Provided that where there is more than one aboriginal ethnic group there shall be as many cantons as there are aboriginal ethnic groups.
(2) Within an aboriginal area–

(i) no land shall be declared a Malay Reservation under any written law relating to Malay Reservations;
(ii) no land shall be declared a sanctuary or reserve under any written law relating to the protection of wild animals and birds;
(iii) no land shall be alienated, granted, leased or otherwise disposed of to persons not being aborigines normally resident in that aboriginal area or to any commercial undertaking without consulting the Director General; and
(iv) no licences for the collection of forest produce under any written law relating to forests shall be issued to persons not being aborigines normally resident in that aboriginal area or to any commercial undertaking without consulting the Director General and in granting any such licence it may be ordered that a specified proportion of aboriginal labour be employed.

(3) The State Authority may in like manner revoke wholly or in part or in part or vary any declaration of an aboriginal area made under subsection (1).
26. Next, section 7 which deals with aboriginal reserves and reads:

“7(1) The State Authority may, by notification in the Gazette, declare any area exclusively inhabited by aborigines to an aboriginal reserve:
Provided–

(i) when it appears unlikely that the aborigines will remain permanently in that place it shall not be declared an aboriginal reserve but shall form part of an aboriginal area; and
(ii) an aboriginal reserve may be constituted within an aboriginal area.

(2) Within an aboriginal reserve–

(i) no land shall be declared a Malay Reservation under any written law relating to Malay Reservations;
(ii) no land shall be declared a sanctuary or reserve under any written law relating to the protection of wild animals and birds;
(iii) no land shall be declared a reserved forest under any written law relating to forests;
(iv) no land shall be alienated, granted, leased or otherwise disposed of except to aborigines of the aboriginal communities normally resident within the reserve; and
(v) no temporary occupation of any land shall be permitted under any written law relating to land.

(3) The State Authority may in like manner revoke wholly or in part or vary any declaration of an aboriginal reserve made under subsection (1).”
27. Next is section 8. It reads:
“8(1) The State Authority may grant rights of occupancy of any land not being alienated land or land leased for any purpose within any aboriginal area or aboriginal reserve.
(2) Rights of occupancy may be granted–
(a) to–
(i) any individual aborigine;
(ii) members of any family of aborigines; or
(iii) members of any aboriginal community;
(b) free of rent or subject to such rents as may be imposed in the grant; and
(c) subject to such conditions as may be imposed by the grant, and shall be deemed not to confer on any person any better title than that of a tenant at will.
(3) Nothing in this section shall preclude the alienation or grant or lease of any land to any aborigine.”
28. Now for section 9 which is of much importance.
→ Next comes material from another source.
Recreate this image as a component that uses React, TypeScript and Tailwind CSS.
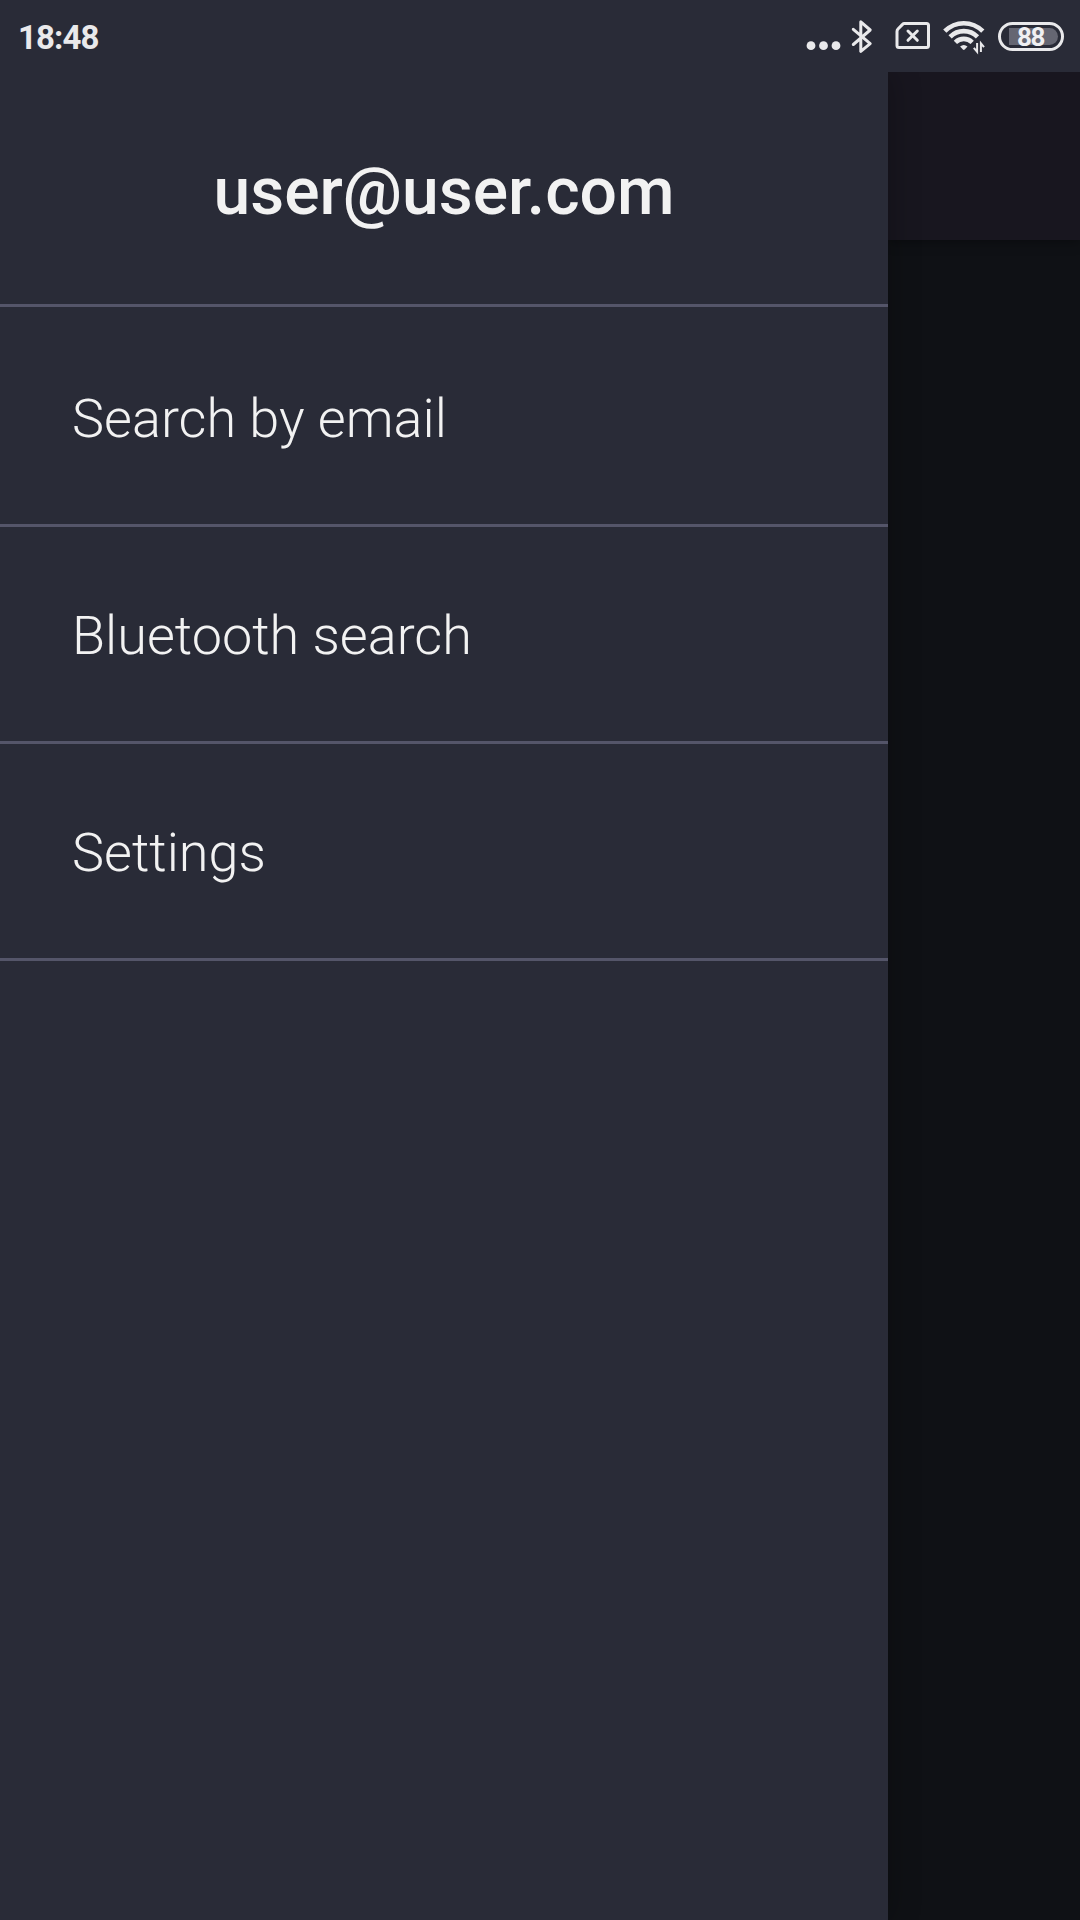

According to its marginal note it regulates dealings by aborigines with their land. It says this:
“No aborigine shall transfer, lease, charge, sell, convey, assign, mortgage or otherwise dispose of any land except with the consent of the Director General and any such transaction effected without the Director General’s consent shall be void and of no effect.”
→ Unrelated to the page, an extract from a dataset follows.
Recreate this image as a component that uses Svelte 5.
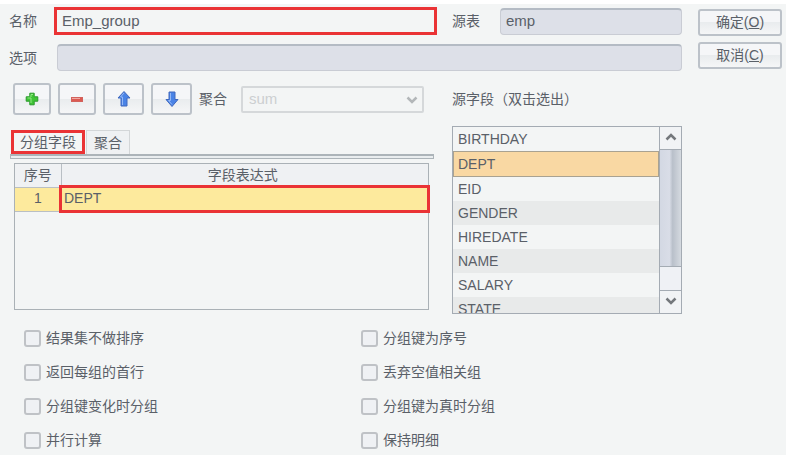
<script>
    let name = "Emp_group";
    let source = "emp";
    let option = "";
    let aggregate = "sum";
    let activeTab = "group";
    let selectedField = "DEPT";

    let groups = ["DEPT"];

    const fields = [
        "BIRTHDAY",
        "DEPT",
        "EID",
        "GENDER",
        "HIREDATE",
        "NAME",
        "SALARY",
        "STATE",
    ];

    let options = [
        { id: "o", label: "结果集不做排序", checked: false },
        { id: "n", label: "分组键为序号", checked: false },
        { id: "first", label: "返回每组的首行", checked: false },
        { id: "null", label: "丢弃空值相关组", checked: false },
        { id: "change", label: "分组键变化时分组", checked: false },
        { id: "true", label: "分组键为真时分组", checked: false },
        { id: "parallel", label: "并行计算", checked: false },
        { id: "detail", label: "保持明细", checked: false },
    ];

    function addGroup() {
        groups = [...groups, selectedField];
    }

    function removeGroup() {
        groups = groups.slice(0, -1);
    }

    function pickField(field) {
        groups = [...groups, field];
    }

    function handleKeydown(e, field) {
        if (e.key === "Enter") {
            pickField(field);
        }
    }
</script>

<div class="dialog">
    <div class="main">
        <div class="row name-row">
            <div class="field">
                <label for="name">名称</label>
                <input id="name" class="marked" type="text" bind:value={name} />
            </div>
            <div class="field source">
                <label for="source">源表</label>
                <input id="source" type="text" value={source} readonly />
            </div>
        </div>

        <div class="field option-row">
            <label for="option">选项</label>
            <input id="option" type="text" value={option} readonly />
        </div>

        <div class="row tool-row">
            <div class="toolbar">
                <button class="tool" aria-label="增加" on:click={addGroup}>
                    <svg width="14" height="14" viewBox="0 0 14 14">
                        <path d="M4.800 1.200h4.400v3.600h3.600v4.400H9.200v3.600H4.800V9.200H1.200V4.800h3.600z" fill="#3fc435" stroke="#2a9a2c" stroke-linejoin="round" />
                        <path d="M6 11V6H2.500M6 5V2.500h2" fill="none" stroke="#92e884" />
                    </svg>
                </button>
                <button class="tool" aria-label="删除" on:click={removeGroup}>
                    <svg width="14" height="14" viewBox="0 0 14 14">
                        <rect x="1.500" y="5.500" width="11" height="4" fill="#dc5a52" stroke="#d2625c" />
                        <path d="M2 6.500h8" stroke="#f0a8a2" />
                    </svg>
                </button>
                <button class="tool wide" aria-label="上移">
                    <svg width="16" height="18" viewBox="0 0 16 18">
                        <path d="M8 1.500l6 6.500h-3v8H5V8H2z" fill="#4a83e6" stroke="#4068bd" stroke-linejoin="round" />
                        <path d="M8 3L4.500 7H6.500v8" fill="none" stroke="#94b8f5" />
                    </svg>
                </button>
                <button class="tool wide" aria-label="下移">
                    <svg width="16" height="18" viewBox="0 0 16 18">
                        <path d="M5 2h6v7.500h3L8 16.500 2 9.500h3z" fill="#4a83e6" stroke="#4068bd" stroke-linejoin="round" />
                        <path d="M6.500 3v7.500H4.500L8 14.500" fill="none" stroke="#94b8f5" />
                    </svg>
                </button>
                <label for="aggregate">聚合</label>
                <div class="combo">
                    <select id="aggregate" bind:value={aggregate} disabled>
                        <option value="sum">sum</option>
                        <option value="count">count</option>
                    </select>
                    <svg class="combo-arrow" width="12" height="8" viewBox="0 0 12 8">
                        <path d="M1.500 1.500L6 6l4.500-4.500" fill="none" stroke="#b3b7b9" stroke-width="2.500" />
                    </svg>
                </div>
            </div>
            <div class="side" id="fields-title">源字段（双击选出）</div>
        </div>

        <div class="row lists">
            <div class="tab-panel">
                <div class="tabs" role="tablist">
                    <button
                        role="tab"
                        class="tab marked"
                        aria-selected={activeTab === "group"}
                        on:click={() => (activeTab = "group")}>分组字段</button
                    >
                    <button
                        role="tab"
                        class="tab"
                        aria-selected={activeTab === "aggregate"}
                        on:click={() => (activeTab = "aggregate")}>聚合</button
                    >
                </div>
                <div class="tab-edge"></div>
                <div class="table-box">
                    <table>
                        <thead>
                            <tr>
                                <th class="index">序号</th>
                                <th>字段表达式</th>
                            </tr>
                        </thead>
                        <tbody>
                            {#each groups as group, i}
                                <tr>
                                    <td class="index">{i + 1}</td>
                                    <td class="expression">{group}</td>
                                </tr>
                            {/each}
                        </tbody>
                    </table>
                </div>
            </div>

            <div class="side field-box">
                <ul class="fields" role="listbox" aria-labelledby="fields-title">
                    {#each fields as field (field)}
                        <li
                            role="option"
                            tabindex="0"
                            aria-selected={field === selectedField}
                            class:selected={field === selectedField}
                            on:click={() => (selectedField = field)}
                            on:dblclick={() => pickField(field)}
                            on:keydown={(e) => handleKeydown(e, field)}
                        >
                            {field}
                        </li>
                    {/each}
                </ul>
                <div class="scrollbar">
                    <button aria-label="向上滚动">
                        <svg width="12" height="8" viewBox="0 0 12 8">
                            <path d="M1.500 6.500L6 2l4.500 4.500" fill="none" stroke="#74787c" stroke-width="2.500" />
                        </svg>
                    </button>
                    <div class="thumb"></div>
                    <div class="track"></div>
                    <button aria-label="向下滚动">
                        <svg width="12" height="8" viewBox="0 0 12 8">
                            <path d="M1.500 1.500L6 6l4.500-4.500" fill="none" stroke="#74787c" stroke-width="2.500" />
                        </svg>
                    </button>
                </div>
            </div>
        </div>

        <div class="options">
            {#each options as item (item.id)}
                <label class="check">
                    <input type="checkbox" bind:checked={item.checked} />
                    <span>{item.label}</span>
                </label>
            {/each}
        </div>
    </div>

    <div class="actions">
        <button>确定(<u>O</u>)</button>
        <button>取消(<u>C</u>)</button>
    </div>
</div>

<style>
    :global(body) {
        background: #f3f5f5;
    }

    .dialog {
        display: flex;
        gap: 16px;
        padding: 3px 4px 0 9px;
        border-top: 4px solid #fff;
        background: #f3f5f5;
        color: #5a6068;
        font-family: "Liberation Sans", "Noto Sans CJK SC", sans-serif;
        font-size: 14px;
        line-height: 20px;
    }

    .dialog * {
        box-sizing: border-box;
    }

    button,
    input,
    select {
        margin: 0;
        color: inherit;
        font: inherit;
    }

    .main {
        flex: 1;
        min-width: 0;
    }

    .row {
        display: flex;
        gap: 15px;
    }

    .side {
        flex: none;
        width: 230px;
    }

    .field {
        display: flex;
        align-items: center;
        flex: 1;
        min-width: 0;
    }

    .field label {
        flex: none;
        width: 45px;
    }

    .field input {
        flex: 1;
        min-width: 0;
        height: 27px;
        padding: 0 5px 2px;
        border: 1px solid #c9ccd4;
        border-top: 2px solid #b4bbc4;
        border-radius: 4px;
        background: #dde0e8;
        font-size: 15px;
    }

    .field input.marked {
        height: 28px;
        border: 3px solid #ea3335;
        border-radius: 0;
        background: #f3f5f5;
    }

    .field.source {
        flex: none;
        width: 230px;
    }

    .source label,
    .option-row label {
        width: 48px;
    }

    .option-row {
        margin-top: 9px;
    }

    .tool-row {
        align-items: center;
        margin-top: 12px;
    }

    .toolbar {
        display: flex;
        align-items: center;
        gap: 7px;
        flex: 1;
        min-width: 0;
        padding: 0 13px 0 4px;
    }

    .tool,
    .actions button {
        display: flex;
        align-items: center;
        justify-content: center;
        padding: 0;
        border: 2px solid #bcc2c9;
        border-radius: 3px;
        background: linear-gradient(#f5f6f8 50%, #e9ecee 50%, #f5f6f7);
    }

    .tool {
        flex: none;
        width: 38px;
        height: 32px;
    }

    .tool.wide {
        width: 41px;
    }

    .toolbar label {
        flex: none;
    }

    .combo {
        position: relative;
        flex: 1;
        margin-left: 7px;
    }

    .combo select {
        display: block;
        width: 100%;
        height: 27px;
        padding: 0 6px;
        border: 2px solid #d5d8da;
        border-radius: 2px;
        background: #f3f5f5;
        color: #cccfd1;
        font-size: 15px;
        opacity: 1;
        appearance: none;
    }

    .combo-arrow {
        position: absolute;
        top: 10px;
        right: 6px;
        pointer-events: none;
    }

    .lists {
        margin-top: 11px;
    }

    .tab-panel {
        display: flex;
        flex-direction: column;
        flex: 1;
        min-width: 0;
        padding: 4px 3px 4px 1px;
    }

    .tabs {
        display: flex;
        gap: 1px;
        padding-left: 1px;
    }

    .tab {
        height: 24px;
        padding: 0 7px;
        border: 1px solid #d3d6d8;
        border-bottom: 0;
        background: #eff1f3;
        line-height: 20px;
    }

    .tab.marked {
        padding: 0 6px;
        border: 3px solid #ea3335;
        background: #f3f5f5;
        line-height: 18px;
    }

    .tab-edge {
        height: 5px;
        border: 1px solid #acb4b9;
        border-top-width: 2px;
        background: #e9edef;
    }

    .table-box {
        flex: 1;
        margin: 4px 5px 0 4px;
        border: 1px solid #aab1b6;
    }

    table {
        width: 100%;
        border-collapse: collapse;
        table-layout: fixed;
    }

    th {
        height: 23px;
        padding: 0;
        border-right: 1px solid #b9bfc4;
        border-bottom: 1px solid #b9bfc4;
        background: #eff1f3;
        font-weight: normal;
        text-align: center;
    }

    th:last-child {
        border-right: 0;
        padding-right: 4px;
    }

    td {
        height: 24px;
        padding: 0 3px 2px;
        border-bottom: 1px solid #b9bfc4;
        background: #fdea9d;
    }

    .index {
        width: 46px;
        text-align: center;
    }

    .expression {
        outline: 3px solid #ea3335;
        outline-offset: -1px;
    }

    .field-box {
        display: flex;
        height: 188px;
        border: 1px solid #a4abb3;
    }

    .fields {
        flex: 1;
        margin: 0;
        padding: 0;
        overflow: hidden;
        list-style: none;
        line-height: 24px;
    }

    .fields li {
        padding: 0 5px;
    }

    .fields li:nth-child(even) {
        background: #e8eaea;
    }

    .fields li.selected {
        padding: 0 4px;
        border: 1px solid #a9a291;
        background: #f9d8a3;
    }

    .scrollbar {
        display: flex;
        flex-direction: column;
        width: 22px;
        border-left: 1px solid #a4abb3;
    }

    .scrollbar button {
        display: flex;
        align-items: center;
        justify-content: center;
        height: 22px;
        padding: 0 0 3px;
        border: 0;
        background: #f1f3f5;
    }

    .thumb {
        flex: 5;
        border-top: 1px solid #a4abb3;
        border-bottom: 1px solid #a4abb3;
        background: linear-gradient(90deg, #d3d8e3, #d9dde7 45%, #b9c0ca 60%, #d5dae0);
    }

    .track {
        flex: 1;
        border-bottom: 1px solid #a4abb3;
        background: #eff1f5;
    }

    .options {
        display: grid;
        grid-template-columns: 1fr 1fr;
        gap: 14px 16px;
        margin-top: 14px;
        padding-left: 15px;
    }

    .check {
        display: flex;
        align-items: center;
        gap: 5px;
    }

    .check input {
        width: 17px;
        height: 17px;
        border: 2px solid #bfc2c6;
        border-radius: 3px;
        background: #eff1f4;
        appearance: none;
    }

    .check input:checked {
        background: #7f8ca0;
    }

    .actions {
        flex: none;
        display: flex;
        flex-direction: column;
        gap: 6px;
        width: 84px;
        padding-top: 2px;
    }

    .actions button {
        height: 27px;
        padding-bottom: 2px;
        white-space: pre;
    }
</style>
29. Learned senior federal counsel argued that sections 6, 7 and 9 when read together do not permit the plaintiffs a customary title to the land in question. According to him, all that these sections do is to enable the Government to alienate land within an aboriginal area to aborigines and once this is done, the aborigine who is the alienee of the land cannot deal with it by transfer or charge etc., without the consent of the Director of Aboriginal Affairs. With respect I do not agree. Such an interpretation of these sections will curtail or restrict Aboriginal land rights and therefore would run counter to the purpose of the 1954 Act.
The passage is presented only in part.